Hope amassed an impressive art collection, chiefly during his stay in Italy; the collection was further augmented by his youngest brother, Henry Philip Hope. His collecting interests may very well have been sparked by his father, who had been a patron of Giambattista Piranesi; and by one of his cousins who was acquainted with the scholar Johann Joachim Winckelmann (1717-1768), author of History of Ancient Art, and the collector Cardinal Albani; and perhaps also by his uncle, Henry Hope, who unsuccessfully attempted to purchase part of the Borghese collection of classical marbles. The journeys on which he encountered civilizations past and present, together with his familial connections to the artists and antiquarians of the day informed his romantic Neo-classicism and contributed to his patronage of such exponents of that style as John Flaxman, Antonio Canova, and Bertel Thorvaldsen (see Waywell, op. cit., p. 35).

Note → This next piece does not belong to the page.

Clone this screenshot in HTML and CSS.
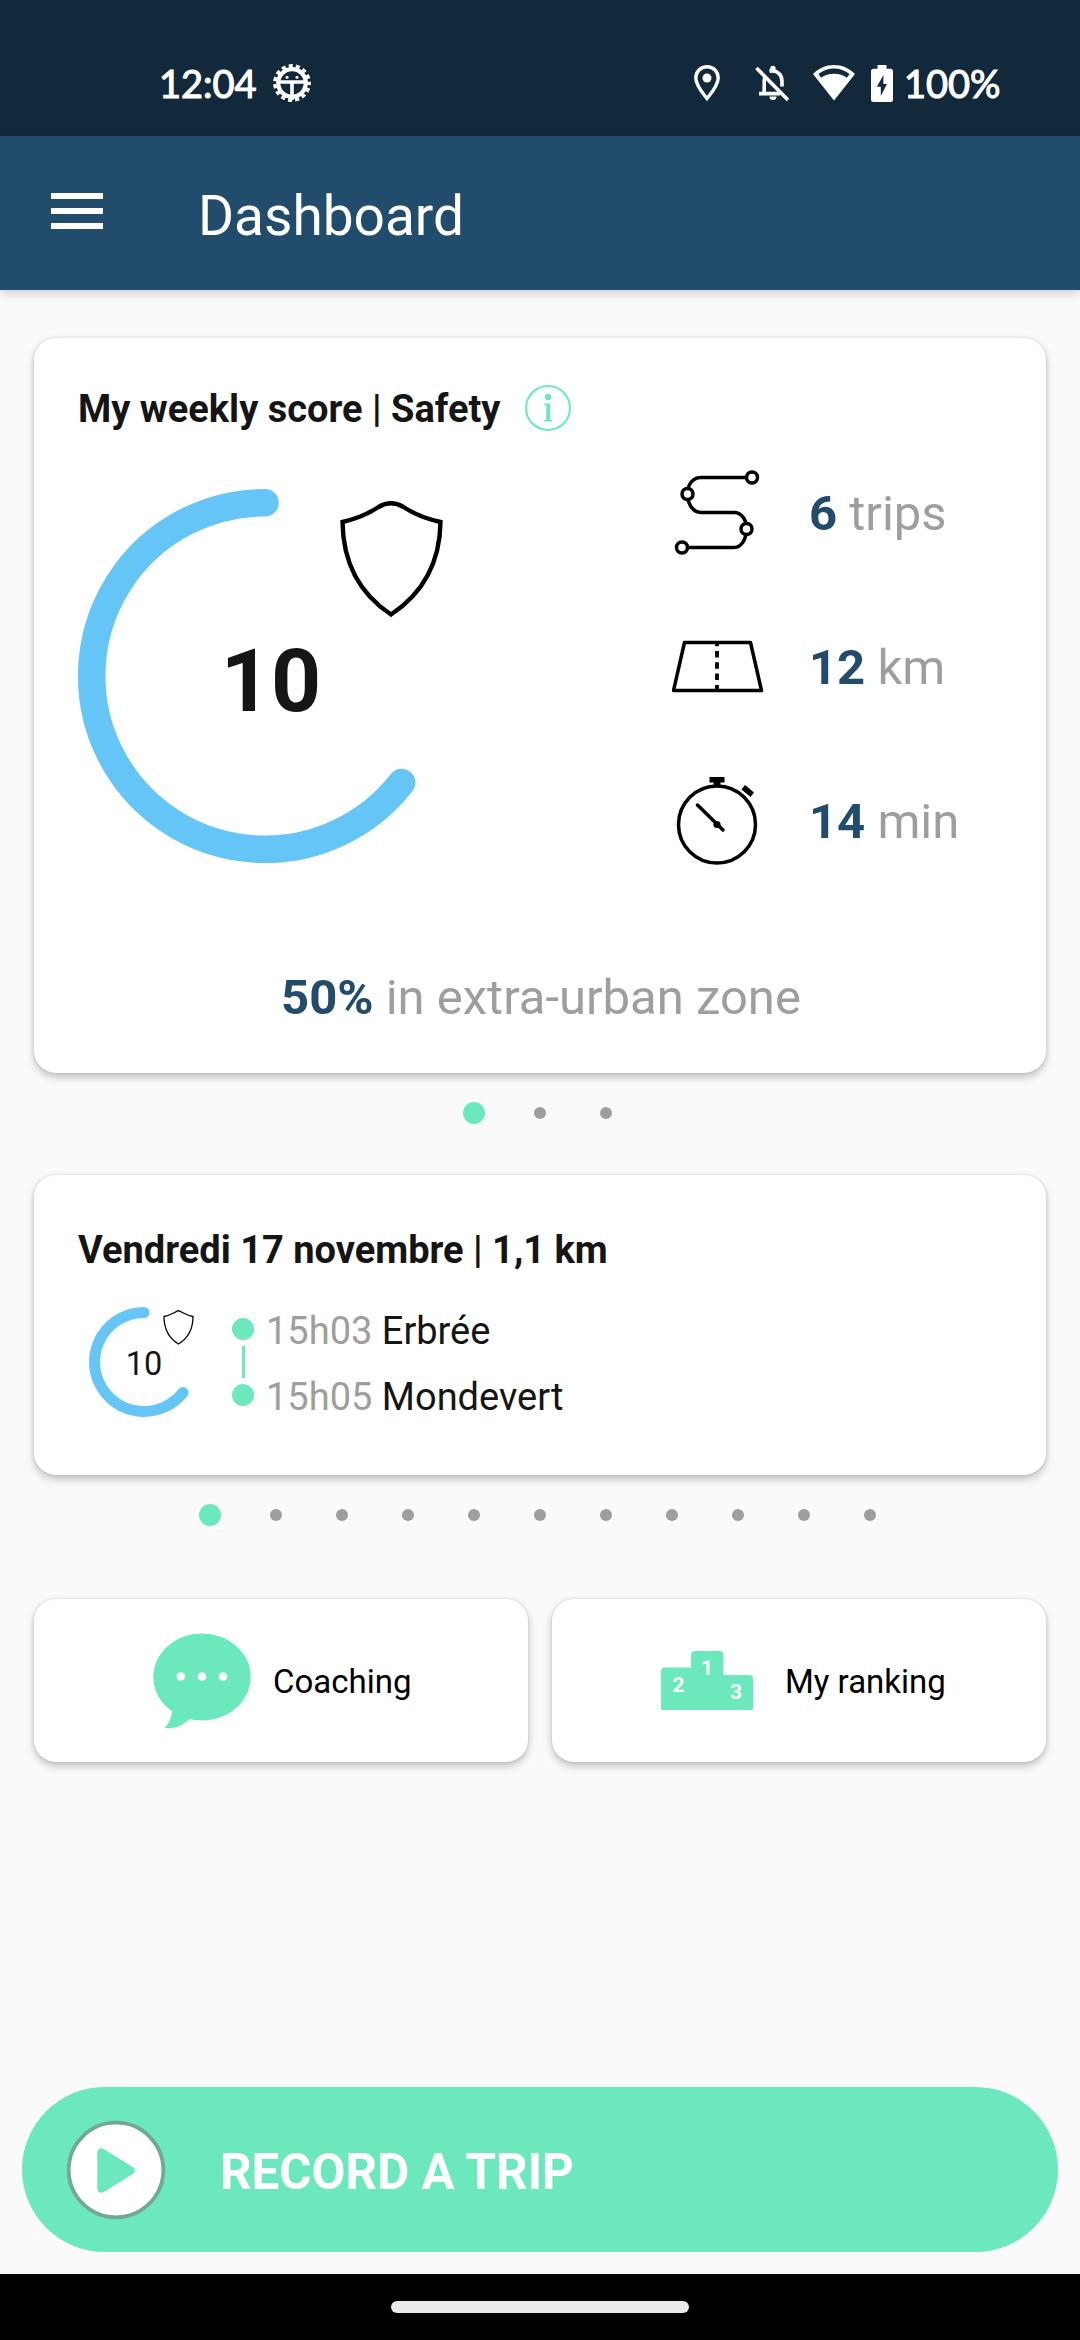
FILE: index.html
```
<!DOCTYPE html>
<html lang="en">
<head>
<meta charset="utf-8">
<title>Dashboard</title>
<link rel="stylesheet" href="styles.css">
</head>
<body>
<div class="screen">
  <div class="status-bar">
    <span class="clock">12:04</span>
    <svg class="gear" width="40" height="40" viewBox="-20 -20 40 40"><circle r="13.800" fill="none" stroke="#fff" stroke-width="4.200"/><circle r="16.800" fill="none" stroke="#fff" stroke-width="4.200" stroke-dasharray="4 3.037" stroke-dashoffset="2"/><path d="M-14-1H14M0-1V17" stroke="#fff" stroke-width="3.600" fill="none"/><circle cx="-5" cy="-5.700" r="1.500" fill="#fff"/><circle cx="5" cy="-5.700" r="1.500" fill="#fff"/></svg>
    <div class="status-right">
      <svg class="pin" width="26" height="36" viewBox="0 0 26 36"><path d="M13 1.8C6.600 1.800 1.800 6.700 1.800 13c0 7.500 8 16.500 11.200 20.500C16.200 29.500 24.200 20.500 24.200 13 24.200 6.700 19.400 1.800 13 1.800Z" fill="none" stroke="#fff" stroke-width="3.400"/><circle cx="13" cy="13" r="4.500" fill="#fff"/></svg>
      <svg class="bell" width="34" height="36" viewBox="0 0 34 36"><g fill="none" stroke="#fff" stroke-width="3.600"><path d="M1.500 3 33 35"/><path d="M4 28.600H25M9.200 28V16.500c0-1.600.3-3 .8-4.200M14.500 6.300C22 4.500 27 9.500 27 16v5.500"/></g><path d="M15.200 5V3.500a2.700 2.700 0 0 1 5.400 0V5ZM14.500 31.500h7a3.500 3.500 0 0 1-7 0Z" fill="#fff"/></svg>
      <svg class="wifi" width="42" height="36" viewBox="0 0 42 36"><path d="M21 0C13 0 5.500 3.300 0 9L21 35.500 42 9C36.500 3.300 29 0 21 0Zm0 3.600c5.800 0 11.200 2 15.600 5.500l-2.800 3.600C30.300 10.300 26 8.800 21 8.800S11.700 10.300 8.200 12.700L5.400 9.100C9.800 5.600 15.200 3.600 21 3.600Z" fill="#fff"/></svg>
      <svg class="battery" width="22" height="37" viewBox="0 0 22 37"><path d="M6.500 0h9v3.700H19.500Q22 3.700 22 6.200V34.500Q22 37 19.500 37H2.500Q0 37 0 34.500V6.200Q0 3.700 2.500 3.700h4Z" fill="#fff"/><path d="M12.500 10 5.800 21.800H9.800V31L16 19H12.300Z" fill="#12283b"/></svg>
      <span class="level">100%</span>
    </div>
  </div>

  <header class="app-bar">
    <div class="menu"><i></i><i></i><i></i></div>
    <h1>Dashboard</h1>
  </header>

  <main>
    <section class="card score-card">
      <div class="card-head">
        <h2>My weekly score | Safety</h2>
        <svg class="info" width="48" height="48" viewBox="-24 -24 48 48"><circle r="22" fill="none" stroke="#6ce9bc" stroke-width="2"/><circle cy="-11" r="3.200" fill="#6ce9bc"/><path d="M-3.800-4.500H2V11.800H4.200V13.600H-4V11.800H-1.800V-2.700H-3.800Z" fill="#6ce9bc"/></svg>
      </div>
      <div class="score-body">
        <svg class="gauge" width="374" height="374" viewBox="-187 -187 374 374"><path d="M0-173.300A173.300 173.300 0 1 0 136.700 106.500" fill="none" stroke="#65c5f7" stroke-width="27.500" stroke-linecap="round"/><path d="M77.500-154C93-157.500 106-164 113.500-169Q126-176.500 138.500-169C146-164 159-157.500 175.500-154C175-116 160-84 126-61.500C92-84 78-116 77.500-154Z" fill="none" stroke="#000" stroke-width="4.400"/><text class="gauge-value" x="6" y="35">10</text></svg>
        <div class="stats">
          <div class="stat"><svg width="96" height="96" viewBox="0 0 96 96"><g fill="none" stroke="#000" stroke-width="3.500"><path d="M76 13.500H29C21 13.500 15.500 20 15.500 30S21 48.500 29 48.500H62C70 48.500 74.500 56 74.500 65S70 83.500 62 83.500H15"/><g fill="#fff"><circle cx="80" cy="13.500" r="5.500"/><circle cx="15.500" cy="30" r="5.500"/><circle cx="74.500" cy="65" r="5.500"/><circle cx="10" cy="83.500" r="5.500"/></g></g></svg><span><b>6</b> trips</span></div>
          <div class="stat"><svg width="96" height="96" viewBox="0 0 96 96"><path d="M12.500 24.500H78.500L89.500 72.500H1.500Z" fill="none" stroke="#000" stroke-width="3.500" stroke-linejoin="round"/><path d="M45 25V72" stroke="#000" stroke-width="3.800" stroke-dasharray="6.500 4.800" stroke-dashoffset="3.300"/></svg><span><b>12</b> km</span></div>
          <div class="stat"><svg width="96" height="96" viewBox="0 0 96 96"><circle cx="45" cy="52.500" r="38.500" fill="none" stroke="#000" stroke-width="3.500"/><path d="M37.500 5h15v5.500h-4V14h-7v-3.500h-4ZM73 13l9 7.500-3.500 4.500-9-7.500Z"/><path d="M25.500 33 51 58" stroke="#000" stroke-width="3.500" stroke-linecap="round"/><circle cx="45" cy="52.500" r="3.600"/></svg><span><b>14</b> min</span></div>
        </div>
      </div>
      <p class="zone"><b>50%</b> in extra-urban zone</p>
    </section>

    <div class="dots"><i class="on"></i><i></i><i></i></div>

    <section class="card trip-card">
      <h2>Vendredi 17 novembre | 1,1 km</h2>
      <div class="trip-body">
        <svg class="mini" width="110" height="110" viewBox="-55 -55 110 110"><path d="M0-49.500A49.500 49.500 0 1 0 39 30.500" fill="none" stroke="#65c5f7" stroke-width="11" stroke-linecap="round"/><path d="M20-45.500C26-46.500 30-49.500 34.500-51.300C39-49.500 43-46.500 49-45.500C49-34 44.500-24 34.500-18C24.500-24 20-34 20-45.500Z" fill="none" stroke="#000" stroke-width="1.300"/><text class="mini-value" x="0" y="12.500">10</text></svg>
        <div class="rail"><i></i><b></b><i></i></div>
        <div class="stops">
          <div><span>15h03</span> Erbrée</div>
          <div><span>15h05</span> Mondevert</div>
        </div>
      </div>
    </section>

    <div class="dots trip-dots"><i class="on"></i><i></i><i></i><i></i><i></i><i></i><i></i><i></i><i></i><i></i><i></i></div>

    <div class="tiles">
      <div class="card tile coaching">
        <svg width="98" height="96" viewBox="0 0 98 96"><ellipse cx="49" cy="44" rx="48.700" ry="43.500" fill="#6ce9bc"/><path d="M19.500 77C18.500 84 16 90.500 11.500 95C21 96.500 31 92.500 38.500 84Z" fill="#6ce9bc"/><g fill="#fff"><circle cx="27.800" cy="43.500" r="4.300"/><circle cx="49" cy="43.500" r="4.300"/><circle cx="70" cy="43.500" r="4.300"/></g></svg>
        <span>Coaching</span>
      </div>
      <div class="card tile ranking">
        <svg width="92" height="59" viewBox="0 0 92 59"><path d="M0 57.500V20.500Q0 16.500 4 16.500H30V4Q30 0 34 0H58.500Q62.500 0 62.500 4V24H88Q92 24 92 28V57.500Q92 59 90.500 59H1.500Q0 59 0 57.500Z" fill="#6ce9bc"/><g class="podium"><text x="46" y="23.500">1</text><text x="17.500" y="40.500">2</text><text x="75" y="48">3</text></g></svg>
        <span>My ranking</span>
      </div>
    </div>
  </main>

  <div class="record">
    <svg width="100" height="100" viewBox="-50 -50 100 100"><circle r="47.300" fill="#fff" stroke="#73a898" stroke-width="3.800"/><path d="M-14.500-17.500V18.500L14.500.5Z" fill="#6ce9bc" stroke="#6ce9bc" stroke-width="8.500" stroke-linejoin="round"/></svg>
    <span>RECORD A TRIP</span>
  </div>
  <div class="nav-bar"><i></i></div>
</div>
</body>
</html>
```
FILE: styles.css
```
* { box-sizing: border-box; margin: 0; padding: 0; }
body { width: 1080px; height: 2340px; font-family: Roboto, "Liberation Sans", sans-serif; background: #fafafa; overflow: hidden; }
svg { display: block; flex: none; }
.screen { display: flex; flex-direction: column; height: 2340px; }

.status-bar { height: 136px; flex: none; background: #12283b; color: #fff; display: flex; align-items: flex-start; padding: 63px 79px 0 159px; font-family: Lato, sans-serif; font-weight: 400; font-size: 38px; line-height: 40px; white-space: nowrap; -webkit-text-stroke: 1.1px #fff; }
.status-bar svg { -webkit-text-stroke: 0; }
.clock { width: 113px; }
.status-right { display: flex; margin-left: auto; }
.status-right svg { margin-top: 2px; }
.bell { margin-left: 35px; }
.wifi { margin-left: 24px; }
.battery { margin-left: 16px; }
.level { margin-left: 11px; width: 97px; }

.app-bar { height: 154px; flex: none; background: #214c6b; display: flex; align-items: center; padding: 0 51px; box-shadow: 0 3px 10px rgba(0,0,0,.18); color: #fff; }
.menu { width: 52px; display: flex; flex-direction: column; gap: 9px; margin-bottom: 4px; }
.menu i { height: 6px; background: #fff; }
h1 { font-weight: 400; font-size: 55px; line-height: 64px; margin-left: 95px; padding-top: 6px; }

main { flex: 1; padding: 48px 34px 0; }
.card { background: #fff; border-radius: 22px; box-shadow: 0 4px 8px rgba(0,0,0,.24), 0 0 3px rgba(0,0,0,.12); }
h2 { font-weight: 700; font-size: 38px; line-height: 46px; color: #151515; white-space: nowrap; }

.score-card { height: 735px; padding: 46px 44px 0; }
.card-head { display: flex; align-items: center; height: 48px; }
.card-head h2 { padding-top: 2px; }
.info { margin-left: 24px; }
.score-body { display: flex; margin-top: 31px; height: 484px; }
.gauge { margin-top: 26px; overflow: visible; }
.gauge-value { font-size: 87.500px; font-weight: 700; text-anchor: middle; fill: #151515; }
.stats { margin: -28px 0 0 220px; }
.stat { display: flex; align-items: center; height: 154px; }
.stat span { font-size: 49px; line-height: 58px; margin-left: 41px; padding-top: 4px; color: #9e9e9e; white-space: nowrap; }
.stat b, .zone b { color: #214c6b; }
.zone { font-size: 49px; line-height: 58px; text-align: center; color: #9e9e9e; margin-top: 22px; padding-left: 2px; }

.dots { height: 22px; margin-top: 29px; display: flex; justify-content: center; align-items: center; }
.dots i { width: 12px; height: 12px; border-radius: 50%; background: #9e9e9e; margin: 0 27px; }
.dots i.on { width: 22px; height: 22px; background: #6ce9bc; margin: 0 22px; }

.trip-card { margin-top: 51px; height: 300px; padding: 52px 44px 0; }
.trip-body { display: flex; margin-top: 34px; height: 112px; padding-left: 11px; }
.mini { overflow: visible; }
.mini-value { font-size: 32.500px; text-anchor: middle; fill: #151515; }
.rail { width: 22px; margin: 11px 0 0 33px; display: flex; flex-direction: column; align-items: center; }
.rail i { width: 22px; height: 22px; border-radius: 50%; background: #6ce9bc; }
.rail b { width: 3px; height: 32px; margin: 6px 0; background: #6ce9bc; }
.stops { margin: -9px 0 0 12px; font-size: 38px; line-height: 66px; color: #151515; }
.stops div { height: 66px; white-space: nowrap; }
.stops span { color: #9e9e9e; }

.tiles { display: flex; gap: 24px; margin-top: 73px; }
.tile { width: 494px; height: 163px; display: flex; align-items: center; font-size: 33px; line-height: 40px; color: #000; white-space: nowrap; }
.coaching { padding-left: 119px; }
.coaching span { margin-left: 22px; padding-top: 3px; }
.ranking { padding-left: 109px; }
.ranking span { margin-left: 32px; padding-top: 3px; }
.podium text { font-size: 21px; font-weight: 700; text-anchor: middle; fill: #fff; }

.record { height: 165px; flex: none; margin: 0 22px 22px; border-radius: 83px; background: #6ce9bc; display: flex; align-items: center; padding-left: 44px; color: #fff; font-weight: 700; font-size: 49.300px; line-height: 60px; }
.record span { margin-left: 54px; padding-top: 4px; white-space: nowrap; }
.nav-bar { height: 66px; flex: none; background: #000; display: flex; justify-content: center; padding-top: 27px; }
.nav-bar i { width: 298px; height: 12px; border-radius: 6px; background: #ebebeb; }
```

With the occupation of the Netherlands by France, Hope permanently settled in England in 1795. In 1799 Hope purchased a substantial mansion in London on Duchess Street off Portland Place to the north of Oxford Circus. The house had originally been designed by the famed architect Robert Adam around 1768. Hope spent the interval between 1799 and 1804 designing the interiors of that house and acquiring its furnishings with the objective of creating "a coherent ambient symbolic of the antiquities contained within" (Humbert, et al., Egyptomania: Egypt in Western Art, 1730-1930, Paris, 1994, pp. 186-187). The house was officially opened to the public in 1804 and was accompanied by the publication of Household Furniture and Interior Decoration Executed from Designs by Thomas Hope, which included engravings of many of the rooms. The volume was to have considerable influence on the taste of English Regency design and established what came to be known as the "Hope Style."
Hope acquired the Isis in 1801 at the Christie's sale of the collection of Sir William Hamilton, the famous antiquarian, from whom Hope had earlier acquired a collection of Greek vases. The marble was displayed in his "Statue Gallery" in the Duchess Street mansion, paired with an archaistic Dionysos of similar scale. The two were later displayed together at Hope's country residence, the Deepdene, near Dorking in Surrey. Michaelis saw the Isis there in the library at Deepdene while researching for his Ancient Marbles in Great Britain.